* START SOURCE MATERIAL *

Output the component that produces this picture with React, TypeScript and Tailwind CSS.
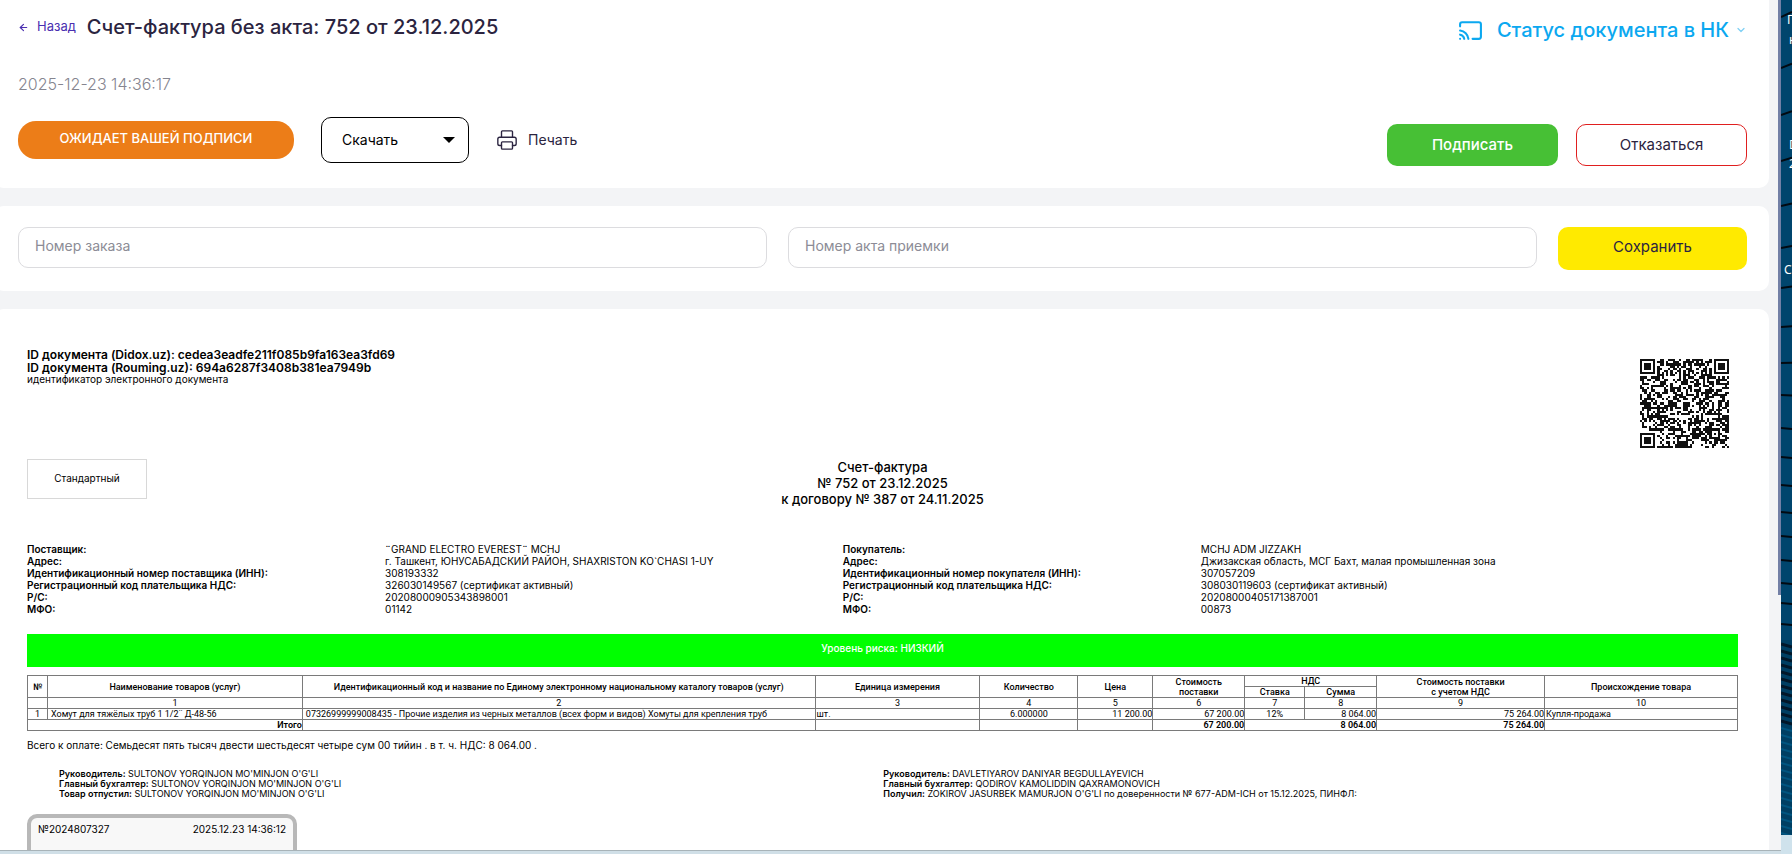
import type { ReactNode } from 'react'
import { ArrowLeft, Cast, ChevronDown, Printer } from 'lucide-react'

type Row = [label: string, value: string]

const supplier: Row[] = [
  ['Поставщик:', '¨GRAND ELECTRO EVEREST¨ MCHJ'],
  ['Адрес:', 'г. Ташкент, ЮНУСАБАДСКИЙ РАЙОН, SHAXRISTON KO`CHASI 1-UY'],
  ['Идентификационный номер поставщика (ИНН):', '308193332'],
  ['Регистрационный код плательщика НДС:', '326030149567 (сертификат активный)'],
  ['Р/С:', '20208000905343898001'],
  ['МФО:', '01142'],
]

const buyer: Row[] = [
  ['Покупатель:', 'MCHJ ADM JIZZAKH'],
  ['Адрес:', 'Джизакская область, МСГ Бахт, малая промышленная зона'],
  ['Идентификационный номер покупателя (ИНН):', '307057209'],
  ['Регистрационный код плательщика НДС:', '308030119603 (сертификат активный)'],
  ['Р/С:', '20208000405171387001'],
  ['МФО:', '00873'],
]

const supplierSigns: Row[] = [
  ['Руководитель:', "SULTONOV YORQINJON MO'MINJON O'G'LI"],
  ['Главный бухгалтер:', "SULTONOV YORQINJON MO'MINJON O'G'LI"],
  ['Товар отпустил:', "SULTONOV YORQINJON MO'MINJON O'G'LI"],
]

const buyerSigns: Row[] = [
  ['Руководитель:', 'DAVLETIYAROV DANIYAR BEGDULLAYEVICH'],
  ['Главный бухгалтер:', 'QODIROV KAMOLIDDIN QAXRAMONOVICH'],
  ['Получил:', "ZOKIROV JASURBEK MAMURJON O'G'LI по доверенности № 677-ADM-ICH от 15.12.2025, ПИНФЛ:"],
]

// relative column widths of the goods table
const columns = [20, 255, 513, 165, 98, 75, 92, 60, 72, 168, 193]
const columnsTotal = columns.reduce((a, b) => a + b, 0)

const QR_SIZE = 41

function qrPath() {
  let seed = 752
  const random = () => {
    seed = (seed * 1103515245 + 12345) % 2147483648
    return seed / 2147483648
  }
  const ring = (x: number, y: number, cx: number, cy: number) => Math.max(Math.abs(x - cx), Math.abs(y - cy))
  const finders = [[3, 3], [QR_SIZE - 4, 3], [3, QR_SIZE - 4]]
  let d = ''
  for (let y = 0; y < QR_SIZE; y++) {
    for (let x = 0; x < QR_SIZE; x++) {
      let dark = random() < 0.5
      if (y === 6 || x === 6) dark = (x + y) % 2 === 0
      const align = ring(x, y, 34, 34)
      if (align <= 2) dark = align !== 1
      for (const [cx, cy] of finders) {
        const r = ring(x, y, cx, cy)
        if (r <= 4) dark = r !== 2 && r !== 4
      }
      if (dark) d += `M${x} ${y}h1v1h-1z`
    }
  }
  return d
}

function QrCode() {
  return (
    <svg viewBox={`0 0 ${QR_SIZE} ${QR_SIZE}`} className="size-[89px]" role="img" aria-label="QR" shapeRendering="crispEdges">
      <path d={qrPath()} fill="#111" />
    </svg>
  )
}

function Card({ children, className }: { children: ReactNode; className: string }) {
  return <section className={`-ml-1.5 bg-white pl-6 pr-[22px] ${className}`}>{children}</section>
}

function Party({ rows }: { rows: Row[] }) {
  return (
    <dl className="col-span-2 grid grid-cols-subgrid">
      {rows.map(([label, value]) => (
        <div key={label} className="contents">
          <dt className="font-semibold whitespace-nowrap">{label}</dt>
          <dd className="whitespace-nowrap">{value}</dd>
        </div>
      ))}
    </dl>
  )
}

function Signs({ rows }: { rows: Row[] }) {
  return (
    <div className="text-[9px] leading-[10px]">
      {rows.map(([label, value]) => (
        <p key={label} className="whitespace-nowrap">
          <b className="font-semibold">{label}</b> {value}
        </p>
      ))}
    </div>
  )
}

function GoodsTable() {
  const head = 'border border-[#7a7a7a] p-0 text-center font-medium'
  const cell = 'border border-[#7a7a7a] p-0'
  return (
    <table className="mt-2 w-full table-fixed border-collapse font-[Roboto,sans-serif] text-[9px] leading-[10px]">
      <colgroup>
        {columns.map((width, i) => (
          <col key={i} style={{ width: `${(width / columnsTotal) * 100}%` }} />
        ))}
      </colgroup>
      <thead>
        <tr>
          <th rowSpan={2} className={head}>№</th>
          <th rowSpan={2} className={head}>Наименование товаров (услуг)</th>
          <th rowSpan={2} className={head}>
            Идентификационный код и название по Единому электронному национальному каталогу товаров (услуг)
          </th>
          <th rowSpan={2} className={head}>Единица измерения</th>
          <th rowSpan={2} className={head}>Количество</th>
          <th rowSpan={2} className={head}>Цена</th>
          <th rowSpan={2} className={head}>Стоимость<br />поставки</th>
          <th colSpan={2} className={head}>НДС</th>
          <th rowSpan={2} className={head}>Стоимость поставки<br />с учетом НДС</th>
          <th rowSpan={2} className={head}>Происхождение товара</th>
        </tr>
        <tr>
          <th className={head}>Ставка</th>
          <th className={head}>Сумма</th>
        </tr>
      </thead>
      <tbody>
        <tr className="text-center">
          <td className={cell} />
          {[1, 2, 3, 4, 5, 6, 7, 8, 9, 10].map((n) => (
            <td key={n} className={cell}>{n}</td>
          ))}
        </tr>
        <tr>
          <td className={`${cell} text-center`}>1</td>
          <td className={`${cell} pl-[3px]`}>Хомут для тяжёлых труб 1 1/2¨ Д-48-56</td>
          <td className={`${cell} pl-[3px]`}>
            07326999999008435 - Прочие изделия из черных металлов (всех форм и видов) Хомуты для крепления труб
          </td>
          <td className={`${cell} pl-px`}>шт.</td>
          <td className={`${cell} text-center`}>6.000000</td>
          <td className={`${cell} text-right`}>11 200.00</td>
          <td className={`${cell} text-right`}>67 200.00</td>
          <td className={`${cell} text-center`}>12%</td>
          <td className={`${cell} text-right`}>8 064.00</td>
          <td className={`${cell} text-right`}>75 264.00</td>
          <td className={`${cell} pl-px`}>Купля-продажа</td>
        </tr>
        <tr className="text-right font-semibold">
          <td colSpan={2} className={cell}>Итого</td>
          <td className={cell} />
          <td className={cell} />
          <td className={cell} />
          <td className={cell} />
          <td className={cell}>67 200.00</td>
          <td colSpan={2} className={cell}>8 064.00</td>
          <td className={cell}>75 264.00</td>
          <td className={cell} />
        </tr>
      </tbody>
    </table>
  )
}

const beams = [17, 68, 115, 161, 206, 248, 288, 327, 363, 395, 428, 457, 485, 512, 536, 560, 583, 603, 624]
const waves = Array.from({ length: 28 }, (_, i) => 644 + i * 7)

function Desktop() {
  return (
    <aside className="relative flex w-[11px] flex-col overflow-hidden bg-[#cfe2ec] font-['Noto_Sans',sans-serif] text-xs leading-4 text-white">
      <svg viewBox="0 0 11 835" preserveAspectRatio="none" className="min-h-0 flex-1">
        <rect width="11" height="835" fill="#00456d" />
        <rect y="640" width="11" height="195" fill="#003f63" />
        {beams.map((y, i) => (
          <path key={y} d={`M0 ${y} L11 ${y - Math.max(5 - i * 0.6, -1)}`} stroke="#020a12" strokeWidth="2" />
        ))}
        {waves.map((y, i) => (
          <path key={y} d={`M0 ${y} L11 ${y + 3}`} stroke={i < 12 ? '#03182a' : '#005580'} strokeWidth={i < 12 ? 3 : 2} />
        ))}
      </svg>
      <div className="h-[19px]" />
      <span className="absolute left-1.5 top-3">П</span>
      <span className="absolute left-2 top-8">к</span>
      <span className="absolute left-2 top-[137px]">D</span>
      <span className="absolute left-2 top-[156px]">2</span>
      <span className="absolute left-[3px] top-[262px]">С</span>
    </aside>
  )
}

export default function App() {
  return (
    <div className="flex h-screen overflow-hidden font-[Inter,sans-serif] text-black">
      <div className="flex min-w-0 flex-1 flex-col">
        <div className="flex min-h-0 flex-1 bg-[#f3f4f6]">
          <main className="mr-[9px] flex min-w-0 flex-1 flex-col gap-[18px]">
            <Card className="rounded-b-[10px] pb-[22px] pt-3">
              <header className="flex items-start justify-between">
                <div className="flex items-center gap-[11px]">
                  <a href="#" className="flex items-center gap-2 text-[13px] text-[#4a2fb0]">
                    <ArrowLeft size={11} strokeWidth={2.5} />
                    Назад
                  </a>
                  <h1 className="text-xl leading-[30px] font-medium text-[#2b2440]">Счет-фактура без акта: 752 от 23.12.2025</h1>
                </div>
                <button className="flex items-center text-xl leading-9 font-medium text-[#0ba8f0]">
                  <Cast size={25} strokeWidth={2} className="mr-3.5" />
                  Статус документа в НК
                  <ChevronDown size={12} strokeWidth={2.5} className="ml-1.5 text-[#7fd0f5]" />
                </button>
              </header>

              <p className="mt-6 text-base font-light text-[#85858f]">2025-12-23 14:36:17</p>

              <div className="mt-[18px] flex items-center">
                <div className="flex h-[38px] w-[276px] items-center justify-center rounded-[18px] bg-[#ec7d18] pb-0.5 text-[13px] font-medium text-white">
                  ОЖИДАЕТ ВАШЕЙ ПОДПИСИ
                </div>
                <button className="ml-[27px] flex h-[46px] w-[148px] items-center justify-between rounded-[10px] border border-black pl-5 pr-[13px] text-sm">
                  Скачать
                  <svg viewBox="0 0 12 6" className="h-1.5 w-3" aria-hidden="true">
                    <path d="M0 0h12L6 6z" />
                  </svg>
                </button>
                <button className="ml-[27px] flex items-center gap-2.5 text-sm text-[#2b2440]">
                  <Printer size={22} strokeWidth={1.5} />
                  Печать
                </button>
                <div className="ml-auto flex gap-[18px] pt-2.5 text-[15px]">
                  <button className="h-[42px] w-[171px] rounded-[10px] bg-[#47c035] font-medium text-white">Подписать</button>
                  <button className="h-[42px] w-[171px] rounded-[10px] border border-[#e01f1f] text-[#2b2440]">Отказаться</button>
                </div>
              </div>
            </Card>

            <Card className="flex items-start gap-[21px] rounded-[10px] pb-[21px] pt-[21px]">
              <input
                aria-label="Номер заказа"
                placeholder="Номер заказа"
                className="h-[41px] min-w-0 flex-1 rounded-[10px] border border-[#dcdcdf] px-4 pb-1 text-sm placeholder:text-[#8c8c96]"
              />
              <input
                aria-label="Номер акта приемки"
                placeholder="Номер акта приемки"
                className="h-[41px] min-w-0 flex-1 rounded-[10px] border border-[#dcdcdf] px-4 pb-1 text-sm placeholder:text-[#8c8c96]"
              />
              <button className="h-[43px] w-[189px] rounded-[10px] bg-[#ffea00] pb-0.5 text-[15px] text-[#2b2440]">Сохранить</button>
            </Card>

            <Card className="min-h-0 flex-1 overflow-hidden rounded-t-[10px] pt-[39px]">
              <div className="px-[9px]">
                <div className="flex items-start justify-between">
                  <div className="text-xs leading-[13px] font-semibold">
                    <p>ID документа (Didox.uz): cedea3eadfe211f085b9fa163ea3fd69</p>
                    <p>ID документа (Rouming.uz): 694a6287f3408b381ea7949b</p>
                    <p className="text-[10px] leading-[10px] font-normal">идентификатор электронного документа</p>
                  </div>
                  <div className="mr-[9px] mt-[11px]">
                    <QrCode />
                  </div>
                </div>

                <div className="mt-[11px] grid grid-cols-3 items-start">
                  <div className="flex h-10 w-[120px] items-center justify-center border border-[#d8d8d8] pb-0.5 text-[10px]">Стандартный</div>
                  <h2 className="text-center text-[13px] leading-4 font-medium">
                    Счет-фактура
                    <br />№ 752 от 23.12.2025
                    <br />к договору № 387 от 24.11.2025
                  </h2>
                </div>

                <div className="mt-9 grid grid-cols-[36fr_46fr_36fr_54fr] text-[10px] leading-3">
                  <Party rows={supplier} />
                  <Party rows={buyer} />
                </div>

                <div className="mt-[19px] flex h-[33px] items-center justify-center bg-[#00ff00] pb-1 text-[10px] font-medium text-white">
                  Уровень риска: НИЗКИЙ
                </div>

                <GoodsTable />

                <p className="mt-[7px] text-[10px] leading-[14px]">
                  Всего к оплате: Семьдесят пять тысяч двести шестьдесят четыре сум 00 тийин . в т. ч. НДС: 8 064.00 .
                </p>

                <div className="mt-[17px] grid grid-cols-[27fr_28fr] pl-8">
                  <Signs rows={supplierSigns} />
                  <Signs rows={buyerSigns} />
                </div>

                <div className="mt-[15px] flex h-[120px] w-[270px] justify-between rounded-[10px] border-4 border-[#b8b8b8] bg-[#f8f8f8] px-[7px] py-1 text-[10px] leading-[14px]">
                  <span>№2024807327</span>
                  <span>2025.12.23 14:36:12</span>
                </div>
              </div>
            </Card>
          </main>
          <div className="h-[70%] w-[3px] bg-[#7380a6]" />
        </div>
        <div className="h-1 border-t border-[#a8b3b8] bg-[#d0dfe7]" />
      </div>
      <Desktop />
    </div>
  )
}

* END SOURCE MATERIAL *

▶ **GIVEN EXERCISE**: Write out, word for word, the lines from the start of the data through the one holding "const QR_SIZE = 41". Omit pictures.

▶ **SOLUTION TO THIS EXERCISE**:
Output the component that produces this picture with React, TypeScript and Tailwind CSS.
import type { ReactNode } from 'react'
import { ArrowLeft, Cast, ChevronDown, Printer } from 'lucide-react'

type Row = [label: string, value: string]

const supplier: Row[] = [
  ['Поставщик:', '¨GRAND ELECTRO EVEREST¨ MCHJ'],
  ['Адрес:', 'г. Ташкент, ЮНУСАБАДСКИЙ РАЙОН, SHAXRISTON KO`CHASI 1-UY'],
  ['Идентификационный номер поставщика (ИНН):', '308193332'],
  ['Регистрационный код плательщика НДС:', '326030149567 (сертификат активный)'],
  ['Р/С:', '20208000905343898001'],
  ['МФО:', '01142'],
]

const buyer: Row[] = [
  ['Покупатель:', 'MCHJ ADM JIZZAKH'],
  ['Адрес:', 'Джизакская область, МСГ Бахт, малая промышленная зона'],
  ['Идентификационный номер покупателя (ИНН):', '307057209'],
  ['Регистрационный код плательщика НДС:', '308030119603 (сертификат активный)'],
  ['Р/С:', '20208000405171387001'],
  ['МФО:', '00873'],
]

const supplierSigns: Row[] = [
  ['Руководитель:', "SULTONOV YORQINJON MO'MINJON O'G'LI"],
  ['Главный бухгалтер:', "SULTONOV YORQINJON MO'MINJON O'G'LI"],
  ['Товар отпустил:', "SULTONOV YORQINJON MO'MINJON O'G'LI"],
]

const buyerSigns: Row[] = [
  ['Руководитель:', 'DAVLETIYAROV DANIYAR BEGDULLAYEVICH'],
  ['Главный бухгалтер:', 'QODIROV KAMOLIDDIN QAXRAMONOVICH'],
  ['Получил:', "ZOKIROV JASURBEK MAMURJON O'G'LI по доверенности № 677-ADM-ICH от 15.12.2025, ПИНФЛ:"],
]

// relative column widths of the goods table
const columns = [20, 255, 513, 165, 98, 75, 92, 60, 72, 168, 193]
const columnsTotal = columns.reduce((a, b) => a + b, 0)

const QR_SIZE = 41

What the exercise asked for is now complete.